> [What you will do] Leave out the pictures and repeat the data exactly.

Part of a data file:
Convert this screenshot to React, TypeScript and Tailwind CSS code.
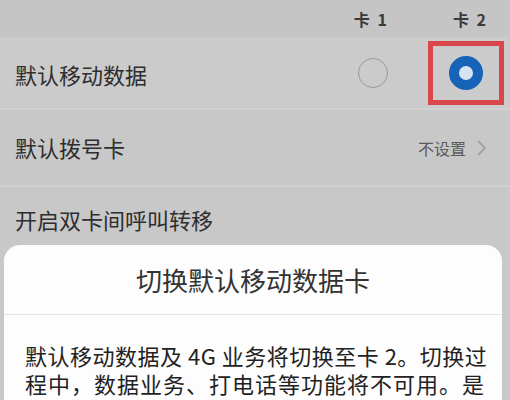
import React from "react";

const font = { fontFamily: '"Noto Sans CJK SC", "Noto Sans", sans-serif' };

export default function App() {
  return (
    <div
      className="w-[510px] h-[400px] overflow-hidden bg-[#c8c8c8] flex flex-col"
      style={font}
    >
      {/* header */}
      <div className="shrink-0 h-[37px] bg-[#c5c5c5] flex items-center justify-end pr-[22px] gap-[64px] text-[16px] font-bold text-[#3a3a3a]">
        <span className="tracking-[2px]">卡 1</span>
        <span className="tracking-[2px]">卡 2</span>
      </div>
      {/* row 1 */}
      <div className="shrink-0 h-[73px] bg-[#cbcbcb] flex items-center pl-[15px] pr-[6px] border-b-2 border-[#d2d2d2]">
        <span className="flex-1 text-[22px] text-[#2e2e2e] pt-[4px]">默认移动数据</span>
        <div className="w-[30px] h-[30px] rounded-full border border-[#9a9a9a]" />
        <div className="ml-[40px] w-[76px] h-[64px] border-[5px] border-[#d9474d] flex items-center justify-center">
          <div className="w-[34px] h-[34px] rounded-full border-[10px] border-[#1763b8] bg-[#d6e4f2]" />
        </div>
      </div>
      {/* row 2 */}
      <div className="shrink-0 h-[77px] flex items-center pl-[15px] pr-[22px] border-b-2 border-[#d1d1d1]">
        <span className="flex-1 text-[22px] text-[#2e2e2e]">默认拨号卡</span>
        <span className="text-[16px] text-[#5a5a5a]">不设置</span>
        <svg width="12" height="18" viewBox="0 0 12 18" className="ml-[10px]">
          <path d="M2 2 L9 9 L2 16" fill="none" stroke="#9a9a9a" strokeWidth="1.6" />
        </svg>
      </div>
      {/* row 3 */}
      <div className="shrink-0 h-[58px] flex items-center pl-[15px] pt-[6px]">
        <span className="text-[22px] text-[#2e2e2e]">开启双卡间呼叫转移</span>
      </div>
      {/* dialog */}
      <div className="shrink-0 ml-[4px] mr-[8px] h-[200px] bg-[#fdfdfd] rounded-t-[16px] flex flex-col">
        <div className="shrink-0 h-[69px] flex items-center justify-center text-[26px] text-[#333]">
          切换默认移动数据卡
        </div>
        <div className="shrink-0 h-px bg-[#e2e2e2]" />
        <div className="pl-[21px] pr-[8px] pt-[26px] text-[22px] leading-[28px] text-[#222]">
          <div className="whitespace-nowrap tracking-[0.5px]">默认移动数据及 4G 业务将切换至卡 2。切换过</div>
          <div className="whitespace-nowrap tracking-[1px]">程中，数据业务、打电话等功能将不可用。是</div>
        </div>
      </div>
    </div>
  );
}
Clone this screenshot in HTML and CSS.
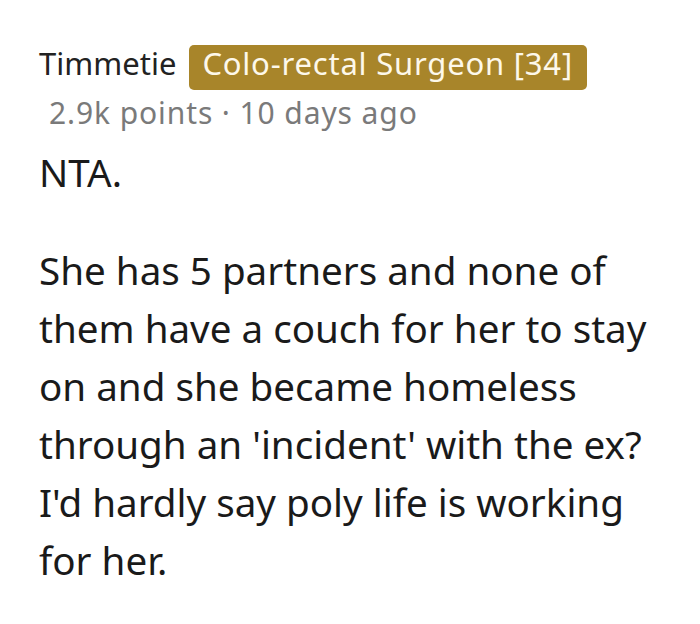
FILE: index.html
```html
<!DOCTYPE html>
<html>
<head>
<meta charset="utf-8">
<link rel="stylesheet" href="styles.css">
</head>
<body>
<div class="comment">
  <div class="header">
    <span class="user">Timmetie</span>
    <span class="flair">Colo-rectal Surgeon [34]</span>
  </div>
  <div class="meta">2.9k points · 10 days ago</div>
  <div class="body">
    <p class="first">NTA.</p>
    <p>She has 5 partners and none of them have a couch for her to stay on and she became homeless through an 'incident' with the ex? I'd hardly say poly life is working for her.</p>
  </div>
</div>
</body>
</html>
```

FILE: styles.css
```css
html, body {
  margin: 0;
  padding: 0;
  background: #ffffff;
}
.comment {
  padding: 45px 40px 0 39px;
  width: 621px;
  color: #1c1c1c;
}
.header {
  display: flex;
  align-items: baseline;
  gap: 13px;
  font-family: "Noto Sans", sans-serif;
}
.user {
  font-size: 31px;
  line-height: 36px;
  color: #222;
}
.flair {
  background: #a8852a;
  color: #fdf8ea;
  font-size: 31px;
  line-height: 36px;
  letter-spacing: 0.8px;
  padding: 0 14px 9px 13px;
  border-radius: 5px;
}
.meta {
  font-family: "Noto Sans", sans-serif;
  font-size: 30px;
  line-height: 40px;
  letter-spacing: 0.9px;
  color: #7a7a7a;
  padding-left: 10px;
  margin-top: 3px;
}
.body {
  font-family: "Noto Sans", sans-serif;
  font-size: 38.6px;
  line-height: 58px;
  color: #1a1a1a;
  margin-top: 10px;
}
.body p {
  margin: 0;
}
.body .first {
  margin-bottom: 40px;
}
```
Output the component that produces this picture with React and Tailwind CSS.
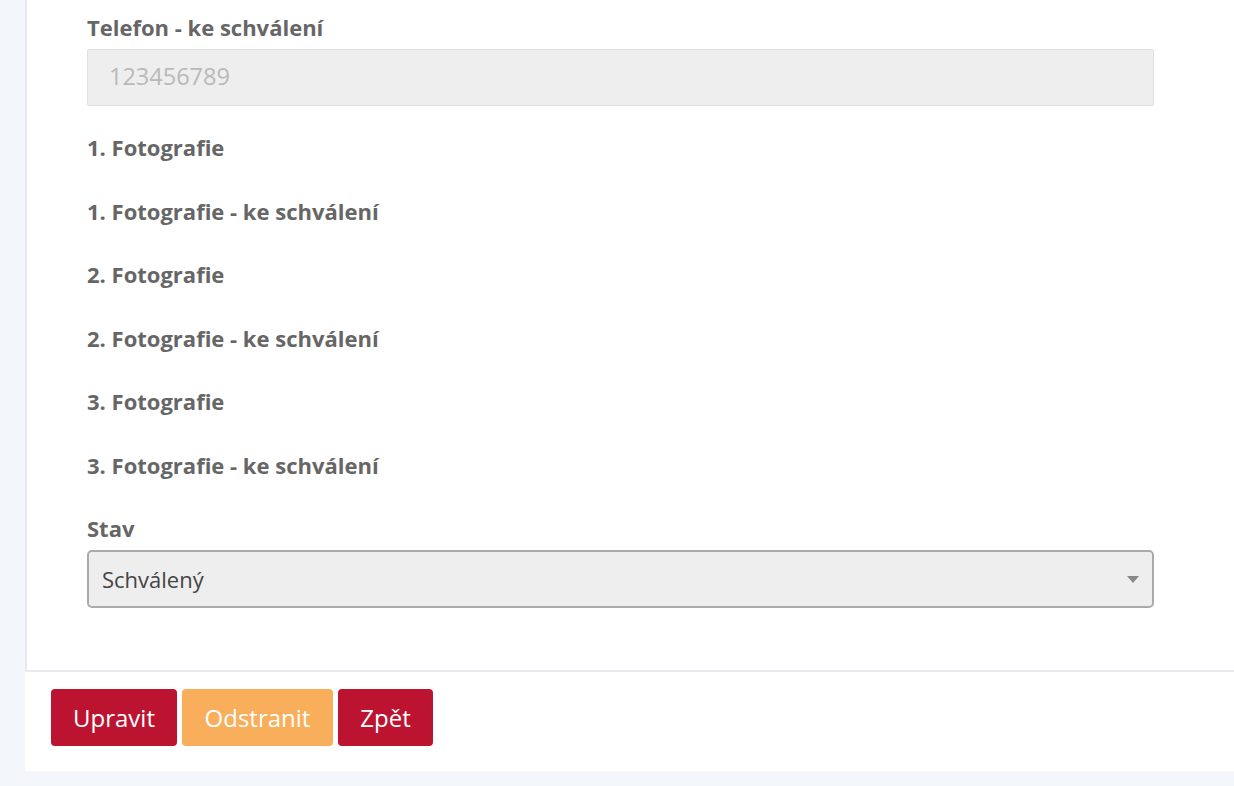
import React from 'react';

const fields = [
  '1. Fotografie',
  '1. Fotografie - ke schválení',
  '2. Fotografie',
  '2. Fotografie - ke schválení',
  '3. Fotografie',
  '3. Fotografie - ke schválení',
];

const Label = ({ children }) => (
  <label className="block text-[22px] font-bold leading-[27px] text-[#666666] mb-2">{children}</label>
);

export default function App() {
  return (
    <div className="min-h-[786px] bg-[#f3f6fa] pl-[25px] font-['Open_Sans',sans-serif]">
      <div className="bg-white">
        {/* Form body */}
        <div className="border-l-2 border-b-2 border-[#e6e9ed] pt-[13.5px] pb-[62px] pl-[60px] pr-[80px]">
          <div className="flex flex-col mb-[28.5px]">
            <Label>Telefon - ke schválení</Label>
            <div className="h-[57px] flex items-center px-[21px] bg-[#eeeeee] border border-[#e0e0e0] rounded-[2px] text-[23.5px] text-[#b9b9b9]">
              123456789
            </div>
          </div>

          {fields.map((f) => (
            <div key={f} className="flex flex-col mb-[28.5px]">
              <Label>{f}</Label>
            </div>
          ))}

          <div className="flex flex-col">
            <Label>Stav</Label>
            <div className="h-[58px] flex items-center justify-between pl-[13px] pr-[13px] bg-[#eeeeee] border-2 border-[#aaaaaa] rounded-[5px] text-[22px] text-[#444444]">
              <span>Schválený</span>
              <svg width="12" height="7" viewBox="0 0 12 7">
                <polygon points="0,0 12,0 6,7" fill="#888888" />
              </svg>
            </div>
          </div>
        </div>

        {/* Footer */}
        <div className="pt-[17px] pb-[25px] pl-[26px] flex gap-[5px]">
          <button className="h-[57px] w-[126px] rounded-[4px] bg-[#bc1430] text-white text-[24px]">Upravit</button>
          <button className="h-[57px] w-[151px] rounded-[4px] bg-[#f8ae5a] text-white text-[24px]">Odstranit</button>
          <button className="h-[57px] w-[95px] rounded-[4px] bg-[#bc1430] text-white text-[24px]">Zpět</button>
        </div>
      </div>
    </div>
  );
}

> [Reply to the exercise]
Convert this screenshot to React, TypeScript and Tailwind CSS code.
import React from "react";

const font = { fontFamily: '"Noto Sans CJK SC", "Noto Sans", sans-serif' };

export default function App() {
  return (
    <div
      className="w-[510px] h-[400px] overflow-hidden bg-[#c8c8c8] flex flex-col"
      style={font}
    >
      {/* header */}
      <div className="shrink-0 h-[37px] bg-[#c5c5c5] flex items-center justify-end pr-[22px] gap-[64px] text-[16px] font-bold text-[#3a3a3a]">
        <span className="tracking-[2px]">卡 1</span>
        <span className="tracking-[2px]">卡 2</span>
      </div>
      {/* row 1 */}
      <div className="shrink-0 h-[73px] bg-[#cbcbcb] flex items-center pl-[15px] pr-[6px] border-b-2 border-[#d2d2d2]">
        <span className="flex-1 text-[22px] text-[#2e2e2e] pt-[4px]">默认移动数据</span>
        <div className="w-[30px] h-[30px] rounded-full border border-[#9a9a9a]" />
        <div className="ml-[40px] w-[76px] h-[64px] border-[5px] border-[#d9474d] flex items-center justify-center">
          <div className="w-[34px] h-[34px] rounded-full border-[10px] border-[#1763b8] bg-[#d6e4f2]" />
        </div>
      </div>
      {/* row 2 */}
      <div className="shrink-0 h-[77px] flex items-center pl-[15px] pr-[22px] border-b-2 border-[#d1d1d1]">
        <span className="flex-1 text-[22px] text-[#2e2e2e]">默认拨号卡</span>
        <span className="text-[16px] text-[#5a5a5a]">不设置</span>
        <svg width="12" height="18" viewBox="0 0 12 18" className="ml-[10px]">
          <path d="M2 2 L9 9 L2 16" fill="none" stroke="#9a9a9a" strokeWidth="1.6" />
        </svg>
      </div>
      {/* row 3 */}
      <div className="shrink-0 h-[58px] flex items-center pl-[15px] pt-[6px]">
        <span className="text-[22px] text-[#2e2e2e]">开启双卡间呼叫转移</span>
      </div>
      {/* dialog */}
      <div className="shrink-0 ml-[4px] mr-[8px] h-[200px] bg-[#fdfdfd] rounded-t-[16px] flex flex-col">
        <div className="shrink-0 h-[69px] flex items-center justify-center text-[26px] text-[#333]">
          切换默认移动数据卡
        </div>
        <div className="shrink-0 h-px bg-[#e2e2e2]" />
        <div className="pl-[21px] pr-[8px] pt-[26px] text-[22px] leading-[28px] text-[#222]">
          <div className="whitespace-nowrap tracking-[0.5px]">默认移动数据及 4G 业务将切换至卡 2。切换过</div>
          <div className="whitespace-nowrap tracking-[1px]">程中，数据业务、打电话等功能将不可用。是</div>
        </div>
      </div>
    </div>
  );
}
Clone this screenshot in HTML and CSS.
FILE: index.html
```html
<!DOCTYPE html>
<html>
<head>
<meta charset="utf-8">
<link rel="stylesheet" href="styles.css">
</head>
<body>
<div class="comment">
  <div class="header">
    <span class="user">Timmetie</span>
    <span class="flair">Colo-rectal Surgeon [34]</span>
  </div>
  <div class="meta">2.9k points · 10 days ago</div>
  <div class="body">
    <p class="first">NTA.</p>
    <p>She has 5 partners and none of them have a couch for her to stay on and she became homeless through an 'incident' with the ex? I'd hardly say poly life is working for her.</p>
  </div>
</div>
</body>
</html>
```

FILE: styles.css
```css
html, body {
  margin: 0;
  padding: 0;
  background: #ffffff;
}
.comment {
  padding: 45px 40px 0 39px;
  width: 621px;
  color: #1c1c1c;
}
.header {
  display: flex;
  align-items: baseline;
  gap: 13px;
  font-family: "Noto Sans", sans-serif;
}
.user {
  font-size: 31px;
  line-height: 36px;
  color: #222;
}
.flair {
  background: #a8852a;
  color: #fdf8ea;
  font-size: 31px;
  line-height: 36px;
  letter-spacing: 0.8px;
  padding: 0 14px 9px 13px;
  border-radius: 5px;
}
.meta {
  font-family: "Noto Sans", sans-serif;
  font-size: 30px;
  line-height: 40px;
  letter-spacing: 0.9px;
  color: #7a7a7a;
  padding-left: 10px;
  margin-top: 3px;
}
.body {
  font-family: "Noto Sans", sans-serif;
  font-size: 38.6px;
  line-height: 58px;
  color: #1a1a1a;
  margin-top: 10px;
}
.body p {
  margin: 0;
}
.body .first {
  margin-bottom: 40px;
}
```
Output the component that produces this picture with React and Tailwind CSS.
import React from 'react';

const fields = [
  '1. Fotografie',
  '1. Fotografie - ke schválení',
  '2. Fotografie',
  '2. Fotografie - ke schválení',
  '3. Fotografie',
  '3. Fotografie - ke schválení',
];

const Label = ({ children }) => (
  <label className="block text-[22px] font-bold leading-[27px] text-[#666666] mb-2">{children}</label>
);

export default function App() {
  return (
    <div className="min-h-[786px] bg-[#f3f6fa] pl-[25px] font-['Open_Sans',sans-serif]">
      <div className="bg-white">
        {/* Form body */}
        <div className="border-l-2 border-b-2 border-[#e6e9ed] pt-[13.5px] pb-[62px] pl-[60px] pr-[80px]">
          <div className="flex flex-col mb-[28.5px]">
            <Label>Telefon - ke schválení</Label>
            <div className="h-[57px] flex items-center px-[21px] bg-[#eeeeee] border border-[#e0e0e0] rounded-[2px] text-[23.5px] text-[#b9b9b9]">
              123456789
            </div>
          </div>

          {fields.map((f) => (
            <div key={f} className="flex flex-col mb-[28.5px]">
              <Label>{f}</Label>
            </div>
          ))}

          <div className="flex flex-col">
            <Label>Stav</Label>
            <div className="h-[58px] flex items-center justify-between pl-[13px] pr-[13px] bg-[#eeeeee] border-2 border-[#aaaaaa] rounded-[5px] text-[22px] text-[#444444]">
              <span>Schválený</span>
              <svg width="12" height="7" viewBox="0 0 12 7">
                <polygon points="0,0 12,0 6,7" fill="#888888" />
              </svg>
            </div>
          </div>
        </div>

        {/* Footer */}
        <div className="pt-[17px] pb-[25px] pl-[26px] flex gap-[5px]">
          <button className="h-[57px] w-[126px] rounded-[4px] bg-[#bc1430] text-white text-[24px]">Upravit</button>
          <button className="h-[57px] w-[151px] rounded-[4px] bg-[#f8ae5a] text-white text-[24px]">Odstranit</button>
          <button className="h-[57px] w-[95px] rounded-[4px] bg-[#bc1430] text-white text-[24px]">Zpět</button>
        </div>
      </div>
    </div>
  );
}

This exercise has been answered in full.